Both Indira Gandhi and Sonia Gandhi fought and won Lok Sabha seats from Karnataka — Mrs Gandhi announcing her post-Emergency comeback trail from Chikmagalur and Sonia establishing her national reach by winning Bellary back in 1999.
Although Congress managers today were quick to blame the party’s poor showing in Karnataka on the state leadership — both S.M. Krishna and Veerappa Moily accepted responsibility — party insiders privately concede the rot goes much deeper and higher.
Despite having a full time president who chose to head the party rather than the government, the Congress organisation has failed to gear itself up in state after state and the party high command has refused to adapt to the increasing “regionalisation” of politics witnessed in India in recent decades, Congress leaders admit.
In Karnataka, the Congress did not project a future chief minister and instead unleashed a host of leaders who often undercut one another rather than organise a cohesive campaign.
Party leaders insist that it is not the “Congress style” to prop up a chief minister candidate before the results are out and it is for the elected MLAs to choose their leader. Since the “high command” usually anoints the leader in case of victory, this “democratic” tradition has ceased to cut much ice with the electorate who look for a clear leader in what are becoming presidential-style elections — unlike the past when the Congress received votes in the name of a supreme national leader a la Indira Gandhi.
The Karnataka experience, coming within six months of the Gujarat verdict, has implications that go well beyond the state.
For the BJP, which took a long time to come to terms with the 2004 defeat, the recent string of victories is a shot in the arm that will help the party galvanise itself in the battle for Rajasthan, Madhya Pradesh, Chhattisgarh and Delhi — in all of which they face a straight contest with the Congress.
The Karnataka result also underlines the clever combination of tactics that the BJP has mastered as part of its growth strategy. The party has used its “ideological distinctiveness” to cater to its core constituency but has also used the “development” plank to expand beyond the core.
Of much greater significance has been the party’s ability to strike alliances with regional parties to make a breakthrough in areas outside its traditional strongholds.
In Karnataka, the BJP tied up first with Ramakrishna Hegde in 1998 and 1999, then with S. Bangarappa in 2004 and later with the Janata Dal (Secular) — each alliance helping the BJP make inroads into different parts of the state till it came within a striking distance of a majority of its own.

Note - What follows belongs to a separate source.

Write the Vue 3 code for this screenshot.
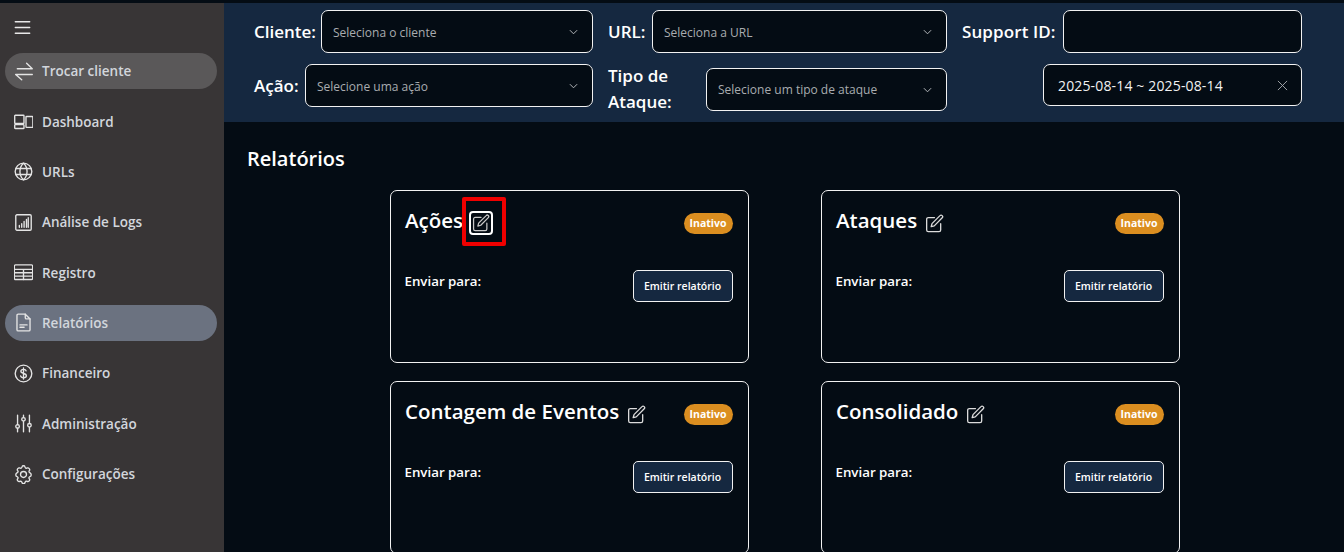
<template>
  <div class="page">
    <aside class="sidebar">
      <button class="burger" aria-label="menu">
        <svg width="23" height="23" viewBox="0 0 16 16" fill="currentColor">
          <path fill-rule="evenodd" d="M2.5 12a.5.5 0 0 1 .5-.5h10a.5.5 0 0 1 0 1H3a.5.5 0 0 1-.5-.5m0-4a.5.5 0 0 1 .5-.5h10a.5.5 0 0 1 0 1H3a.5.5 0 0 1-.5-.5m0-4a.5.5 0 0 1 .5-.5h10a.5.5 0 0 1 0 1H3a.5.5 0 0 1-.5-.5" />
        </svg>
      </button>
      <nav class="menu">
        <a v-for="item in menu" :key="item.label" class="menu-item" :class="item.state">
          <svg class="menu-icon" viewBox="0 0 16 16" fill="none" stroke="currentColor" stroke-width="1.15" stroke-linecap="round" stroke-linejoin="round">
            <path v-for="(d, i) in item.paths" :key="i" :d="d" />
          </svg>
          <span>{{ item.label }}</span>
        </a>
      </nav>
    </aside>

    <div class="content">
      <header class="filters">
        <div class="field">
          <label class="lb-cliente">Cliente:</label>
          <div class="select"><span>Seleciona o cliente</span><svg class="chev" viewBox="0 0 10 6"><path d="M1 1l4 4 4-4" /></svg></div>
        </div>
        <div class="field">
          <label class="lb-url">URL:</label>
          <div class="select"><span>Seleciona a URL</span><svg class="chev" viewBox="0 0 10 6"><path d="M1 1l4 4 4-4" /></svg></div>
        </div>
        <div class="field">
          <label class="lb-support">Support ID:</label>
          <div class="select"></div>
        </div>
        <div class="field">
          <label class="lb-acao">Ação:</label>
          <div class="select"><span>Selecione uma ação</span><svg class="chev" viewBox="0 0 10 6"><path d="M1 1l4 4 4-4" /></svg></div>
        </div>
        <div class="field tipo">
          <label>Tipo de Ataque:</label>
          <div class="select"><span>Selecione um tipo de ataque</span><svg class="chev" viewBox="0 0 10 6"><path d="M1 1l4 4 4-4" /></svg></div>
        </div>
        <div class="field date">
          <div class="select range">
            <span>2025-08-14 ~ 2025-08-14</span>
            <svg class="close" viewBox="0 0 12 12"><path d="M1 1l10 10M11 1L1 11" /></svg>
          </div>
        </div>
      </header>

      <main class="main">
        <h2 class="title">Relatórios</h2>
        <div class="cards">
          <section v-for="card in cards" :key="card.name" class="card">
            <div class="card-top">
              <h3>{{ card.name }}</h3>
              <span class="edit" :class="{ marked: card.marked }">
                <svg width="19" height="19" viewBox="0 0 16 16" fill="none" stroke="currentColor" stroke-width="1.1" stroke-linecap="round" stroke-linejoin="round">
                  <path d="M8 3H2.8a1.4 1.4 0 0 0-1.4 1.4v9a1.4 1.4 0 0 0 1.4 1.4h9a1.4 1.4 0 0 0 1.4-1.4V8.2" />
                  <path d="M12.6 1.4a1.2 1.2 0 0 1 1.9 1.8L7.8 10l-2.6.7.7-2.6z" />
                </svg>
              </span>
              <span class="badge">Inativo</span>
            </div>
            <div class="card-body">
              <span class="send">Enviar para:</span>
              <button class="emit">Emitir relatório</button>
            </div>
          </section>
        </div>
      </main>
    </div>
  </div>
</template>

<script setup>
const menu = [
  { label: "Trocar cliente", state: "swap", paths: ["M2.8 5.7H15.4L10.6 1", "M15.4 10.5H1.4L6.5 15"] },
  { label: "Dashboard", paths: ["M1.1 2.7h6.8a.5.5 0 0 1 .5.5v6a.5.5 0 0 1-.5.5H1.1a.5.5 0 0 1-.5-.5v-6a.5.5 0 0 1 .5-.5z", "M1.1 10.6h6.8a.5.5 0 0 1 .5.5v2.3a.5.5 0 0 1-.5.5H1.1a.5.5 0 0 1-.5-.5v-2.3a.5.5 0 0 1 .5-.5z", "M10.6 3.8h4.8a.5.5 0 0 1 .5.5v8.2a.5.5 0 0 1-.5.5h-4.8a.5.5 0 0 1-.5-.5V4.3a.5.5 0 0 1 .5-.5z"] },
  { label: "URLs", paths: ["M8 1a7 7 0 1 0 0 14A7 7 0 0 0 8 1z", "M8 1c-2 1.8-3 4.2-3 7s1 5.2 3 7c2-1.8 3-4.2 3-7s-1-5.2-3-7z", "M1.6 5.5h12.8M1.6 10.5h12.8"] },
  { label: "Análise de Logs", paths: ["M2.5 1.5h11a1 1 0 0 1 1 1v11a1 1 0 0 1-1 1h-11a1 1 0 0 1-1-1v-11a1 1 0 0 1 1-1z", "M4.5 12v-1.5M6.5 12V9M8.5 12V7M10.5 12V5.5M12 12V4"] },
  { label: "Registro", paths: ["M1.3 1.6h13.4a1 1 0 0 1 1 1v10.3a1 1 0 0 1-1 1H1.3a1 1 0 0 1-1-1V2.6a1 1 0 0 1 1-1z", "M.3 5.4h15.4M.3 8.2h15.4M.3 11h15.4M8 5.4v8.5"] },
  { label: "Relatórios", state: "active", paths: ["M3.5 1h6L13.5 5v9a1 1 0 0 1-1 1h-9a1 1 0 0 1-1-1V2a1 1 0 0 1 1-1z", "M9.5 1v3a1 1 0 0 0 1 1h3", "M5 10h6M5 12h3.5"] },
  { label: "Financeiro", paths: ["M8 1a7 7 0 1 0 0 14A7 7 0 0 0 8 1z", "M10.2 5.8C10 4.9 9.2 4.5 8 4.5c-1.3 0-2.2.6-2.2 1.7 0 2.4 4.6 1.2 4.6 3.6 0 1.1-1 1.7-2.4 1.7-1.3 0-2.2-.5-2.4-1.5M8 3.4v9.2"] },
  { label: "Administração", paths: ["M3 1v8M3 12v3M8 1v2M8 6v9M13 1v7M13 11v4", "M3 9a1.5 1.5 0 1 0 0 3 1.5 1.5 0 0 0 0-3zM8 3a1.5 1.5 0 1 0 0 3 1.5 1.5 0 0 0 0-3zM13 8a1.5 1.5 0 1 0 0 3 1.5 1.5 0 0 0 0-3z"] },
  { label: "Configurações", paths: ["M8 5.5a2.5 2.5 0 1 0 0 5 2.5 2.5 0 0 0 0-5z", "M6.8 1.4c.3-1 2.1-1 2.4 0l.2.6c.2.6.8.9 1.4.7l.6-.2c1-.3 2.2 1 1.7 2l-.3.5c-.3.5-.1 1.2.4 1.5l.6.3c.9.5.9 2.3 0 2.8l-.6.3c-.5.3-.7 1-.4 1.5l.3.5c.5 1-.7 2.3-1.7 2l-.6-.2c-.6-.2-1.2.1-1.4.7l-.2.6c-.3 1-2.1 1-2.4 0l-.2-.6c-.2-.6-.8-.9-1.4-.7l-.6.2c-1 .3-2.2-1-1.7-2l.3-.5c.3-.5.1-1.2-.4-1.5l-.6-.3c-.9-.5-.9-2.3 0-2.8l.6-.3c.5-.3.7-1 .4-1.5l-.3-.5c-.5-1 .7-2.3 1.7-2l.6.2c.6.2 1.2-.1 1.4-.7z"] },
];

const cards = [
  { name: "Ações", marked: true },
  { name: "Ataques" },
  { name: "Contagem de Eventos" },
  { name: "Consolidado" },
];
</script>

<style>
html,
body {
  margin: 0;
  background: #040c14;
  overflow: hidden;
}
</style>

<style scoped>
.page {
  display: flex;
  height: 552px;
  padding-top: 3px;
  box-sizing: border-box;
  overflow: hidden;
  background: #040c14;
  color: #fff;
  font-family: "Open Sans", "Noto Sans", sans-serif;
}

/* barra lateral */
.sidebar {
  width: 224px;
  flex: none;
  background: #383536;
  padding: 13.25px 7px 0 5px;
  box-sizing: border-box;
}
.burger {
  display: block;
  background: none;
  border: 0;
  padding: 0;
  margin: 0 0 14px 6px;
  height: 23px;
  color: #e8e8e8;
}
.menu {
  display: flex;
  flex-direction: column;
  gap: 14.35px;
}
.menu-item {
  display: flex;
  align-items: center;
  gap: 9px;
  height: 36px;
  padding-left: 9px;
  border-radius: 18px;
  font-size: 13.5px;
  font-weight: 600;
  color: #d2d6dc;
}
.menu-item.swap {
  background: #5a5859;
}
.menu-item.active {
  background: #6b7280;
}
.menu-icon {
  width: 19px;
  height: 19px;
  flex: none;
  color: #e4e4e4;
}

/* filtros */
.content {
  flex: 1;
  min-width: 0;
}
.filters {
  display: grid;
  grid-template-columns: 339px 339px 340px;
  grid-auto-rows: 43px;
  align-content: start;
  column-gap: 15px;
  row-gap: 11px;
  height: 119px;
  box-sizing: border-box;
  padding: 7px 0 0 30px;
  background: #152840;
}
.field {
  display: flex;
  align-items: center;
  gap: 6px;
  height: 43px;
}
.field label {
  flex: none;
  font-size: 17px;
  font-weight: 600;
  white-space: nowrap;
}
.field .lb-cliente {
  width: 61px;
}
.field .lb-url {
  width: 38px;
}
.field .lb-support {
  width: 95px;
  letter-spacing: 0.1px;
}
.field .lb-acao {
  width: 45px;
}
.select {
  flex: 1;
  height: 43px;
  box-sizing: border-box;
  display: flex;
  align-items: center;
  justify-content: space-between;
  padding: 0 14px 0 11px;
  background: #040c14;
  border: 1px solid #f2f2f2;
  border-radius: 7px;
  font-size: 12px;
  color: #a9acb0;
}
.select span {
  margin-top: 1px;
}
.chev {
  width: 9px;
  height: 6px;
  fill: none;
  stroke: #b5b8bb;
  stroke-width: 1.1;
}
.tipo {
  align-items: flex-start;
  gap: 0;
}
.field.tipo label {
  width: 98px;
  margin-top: -1px;
  white-space: normal;
  line-height: 26px;
}
.tipo .select {
  margin-top: 4px;
  flex: none;
  width: 241px;
}
.tipo .select span {
  margin-top: 0;
}
.date {
  justify-content: flex-end;
  align-items: flex-start;
}
.range {
  flex: none;
  width: 259px;
  height: 42px;
  padding: 0 13px 0 14px;
  font-size: 14px;
  letter-spacing: 0.15px;
  color: #f2f2f2;
}
.close {
  width: 11px;
  height: 11px;
  fill: none;
  stroke: #a9acb0;
  stroke-width: 1;
}

/* relatórios */
.main {
  padding: 24px 0 0 23px;
}
.title {
  margin: 0 0 19px;
  font-size: 20px;
  line-height: 25px;
  font-weight: 600;
}
.cards {
  display: grid;
  grid-template-columns: repeat(2, 359px);
  grid-auto-rows: 173px;
  justify-content: center;
  column-gap: 72px;
  row-gap: 18px;
  margin-left: -22px;
}
.card {
  border: 1px solid #f2f2f2;
  border-radius: 7px;
  padding: 15px 15px 0 14px;
  box-sizing: border-box;
}
.card-top {
  display: flex;
  align-items: center;
  height: 34px;
}
.card-top h3 {
  margin: 0 0 6px 0.5px;
  font-size: 20.5px;
  font-weight: 600;
}
.edit {
  position: relative;
  display: flex;
  margin-left: 8px;
  color: #dcdcdc;
}
.edit.marked {
  margin-left: 6px;
  padding: 1px;
  border: 2px solid #fff;
  border-radius: 4px;
  color: #c8c8c8;
}
.edit.marked svg {
  width: 18px;
  height: 18px;
}
.edit.marked::after {
  content: "";
  position: absolute;
  left: -9px;
  top: -16px;
  width: 36px;
  height: 41px;
  border: 4px solid #f00000;
  border-radius: 2px;
}
.badge {
  margin-left: auto;
  width: 49px;
  height: 21px;
  line-height: 21px;
  text-align: center;
  border-radius: 11px;
  background: #db8e20;
  font-size: 10.5px;
  font-weight: 700;
}
.card-body {
  display: flex;
  justify-content: space-between;
  align-items: flex-start;
  margin-top: 30px;
}
.send {
  margin-top: 2px;
  font-size: 13.3px;
  font-weight: 600;
}
.emit {
  width: 100px;
  height: 32px;
  padding: 0;
  background: #152840;
  border: 1px solid #f2f2f2;
  border-radius: 5px;
  color: #fff;
  font-family: inherit;
  font-size: 10.5px;
  font-weight: 600;
}
</style>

The BJP had similarly “piggy-backed” on the Janata Dal in Rajasthan and Gujarat in the early 1990s, and is trying out the same experiment in Bihar today.
In comparison, the Congress strategy is in a shambles. Organisational lethargy, factional fighting, and over-dependence on a somnolent high command have combined to make the Congress look like a party of the past than one with a future.
The immediate impact of the Karnataka results could be felt on the future of the Indo-US nuclear deal. Powerful sections in the government feel that the general elections should be advanced to November-December this year because a good monsoon could bring down the inflation rate and offer a better chance to the UPA than if the polls were held on schedule in the summer of 2009.
That apart, buoyed by the Bengal panchayat results, the pro-nuclear deal lobby also feels the government should go ahead with the next steps in operationalising the deal even if the Left chooses to withdraw support. The Manmohan Singh government could then go to the people with a concrete achievement in hand, they argue.
But there are equally strong voices within the party against any “adventurism” at this late stage and the Karnataka debacle may end up reinforcing the “cautious” approach to political decision-making that has been the hallmark of the Congress under Sonia.